Judgment shall be entered accordingly.
IT IS SO ORDERED.

. 26 L.P.R.A. § 907 requires a license to engage as an insurance consultant, Id. at § 906, which may only be issued to individuals, Id. at § 916. Engaging in one of the insurance-related activities, such as insurance consulting, without the required license is a misdemeanor. Id. at §§ 906 and 924b(2).

. Plaintiffs' Motion for Summary Judgment filed on March 4, 1983; defendants’ Motion for Summary Judgment filed on May 6, 1983.

. The Privileges and Immunities Clause was expressly extended to Puerto Rico. Federal Relations Act, Sec. 2 (48 U.S.C. § 737). While doing so, Congress expressly stated that the clause’s mandate of nondiscrimination was to have equal force in Puerto Rico. Dissatisfied with Puerto Rico legislation that discriminated against United States citizens on the basis of nonresidency, see F.Rep. No. 422, 80th Cong., 1st Sess. 4 (1947), Congress extended the Privileges and Immunities Clause to Puerto Rico “to leave no doubt that there may be no discrimination against citizens of the United States who are not residents of Puerto Rico.” 93d Cong., 10, 402 (1947) (statement of Senator Butler).

. Originally, the corporation was named First Insurance Management (PR), Inc., but was subsequently changed to its present title.

. Among these are Banco de Ponce; Plaza Provision Company; Bacardi Corporation; Vaquerías Tres Monjitas, Inc.; Pueblo Supermarkets; Holsum Bakers of Puerto Rico, Inc.; J. Gus Lallande, Inc.; Plaza Las Américas, Inc.; and Bird Construction Co. (Silver’s affidavit, Par. 6, and Exhibit 4.)

. Defendant Juan Antonio Garcia’s affidavit, Par. 13.

. Residency requirement for bar admission held unconstitutional under the Privileges and Immunities Clause.

. Contention that out-of-state investigations would be burdensome and expensive held insufficient justification for a one-year residency requirement for bar examination.

. Exhibit 19 filed with plaintiffs’ Motion for Summary Judgment on March 4, 1983.

. The Code generally imposes certain limitation to temporary licenses. 26 L.P.R.A. §§ 944 and 945. However, these sections only refer to temporary licenses issued to agents and brokers and not to a temporary license issued by the Insurance Commissioner to a nonresident insurance consultant at the request of a governmental instrumentality.

. Residency requirement for bar admission unconstitutional under the Privileges and Immunities Clause.

. State failed to show nonresidents constitute a "peculiar source” of ignorance of local attitudes.

. Preference granted to residents over nonresidents in oil and gas pipeline employment found unconstitutional under the Privileges and Immunities Clause.

. Residency requirement which would have excluded nonresident commercial fisherman from fishing in state waters held unconstitutional under Privileges and Immunities Clause.

. Residence requirement for taking the bar examination held unconstitutional under the Privileges and Immunities Clause in that the requirement’s discrimination against nonresidents bore no relationship to the legitimate state interest of ensuring competency.

. See, 26 L.P.R.A. §§ 924a(3) and 911.

. Plaintiffs argue that they are not in the insurance business, but that they are risk consultants and as such they provide management consulting services to corporate and individual clients in the area of risk detection, elimination, and other treatment of risk of which insurance may be only one solution.
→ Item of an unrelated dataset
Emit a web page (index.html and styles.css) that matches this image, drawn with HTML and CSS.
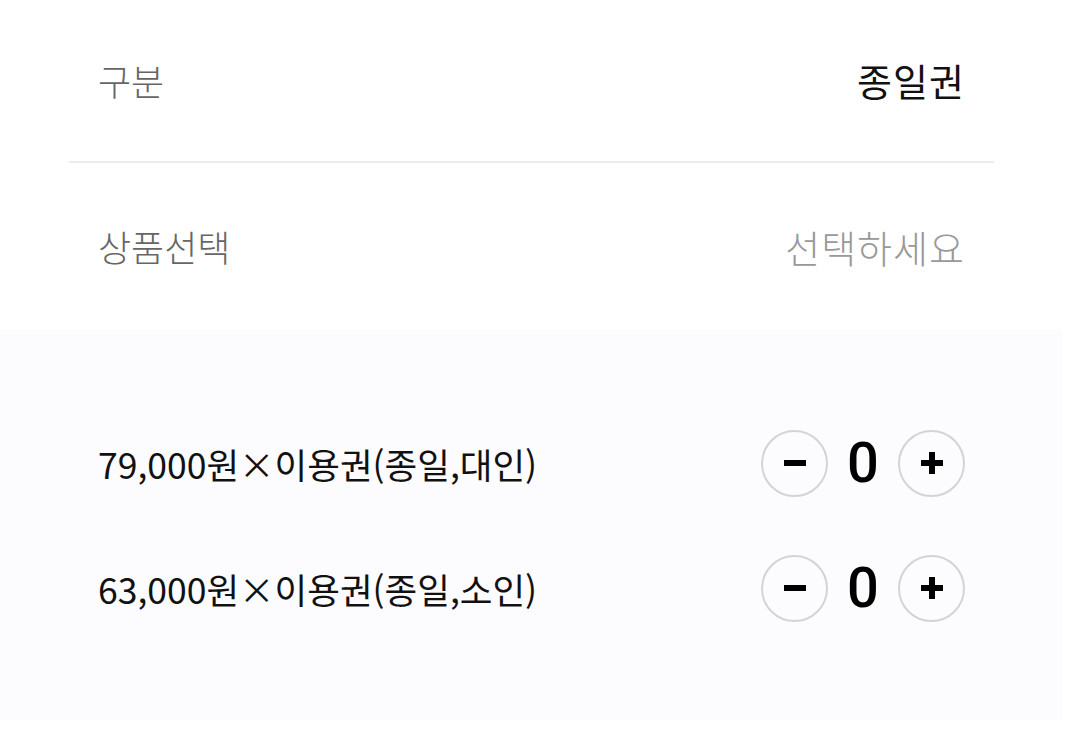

See Joint Stipulation, Par. 4; Silver's affidavit, Par. 4. Whether or not plaintiffs are in the business of insurance is an issue this Court does not have to decide today.

. See also, Buchanan v. Warley, 245 U.S. 60, 74, 38 S.Ct. 16, 18, 62 L.Ed. 149 (1917) ("the police power, broad as it is, cannot justify the passage of a law or ordinance which runs counter to the limitations of the Federal Constitution...”); Szeto v. Louisiana State Bd. of Dentistry, 508 F.Supp. 268, 271 (E.D.La.1981) ("the states’ police power must be exercised in a manner consistent with the United States Constitution”); Nebbia v. New York, 291 U.S. 502, 537, 54 S.Ct. 505, 516, 78 L.Ed. 940 (1934).

. Hicklin, supra, 437 U.S. at 524, n. 8, 98 S.Ct. at 2486, n. 8, reads as follows:
Although this Court has not always equated state residency with state citizenship, ... it is now established that the terms "citizen” and “resident" are "essentially interchangeable,” ... for purposes of analysis of most cases under the Privileges and Immunities Clause of Art. IV, § 2. (Citations omitted.)

. The Hoopeston and Osborn cases required local offices and/or participation by resident agents and they both predate the Privileges and Immunities analysis in Hicklin.

. See, Hawaii Boating Association v. Water Transportation Facilities, 651 F.2d 661 (9th Cir. 1981) (preferential rates for residents for mooring privileges in recreational boat harbors); Gurfinkel v. Los Angeles Community College District, 121 Cal.App.3d 1, 175 Cal.Rptr. 201 (1981) (preferential rates for residents for community college tuition); Leech v. Veterans Bonus Division Appeals, 179 Conn. 311, 426 A.2d 289 (1979) (nexus with Connecticut prior to entrance into military required for receipt of state funded veterans benefits).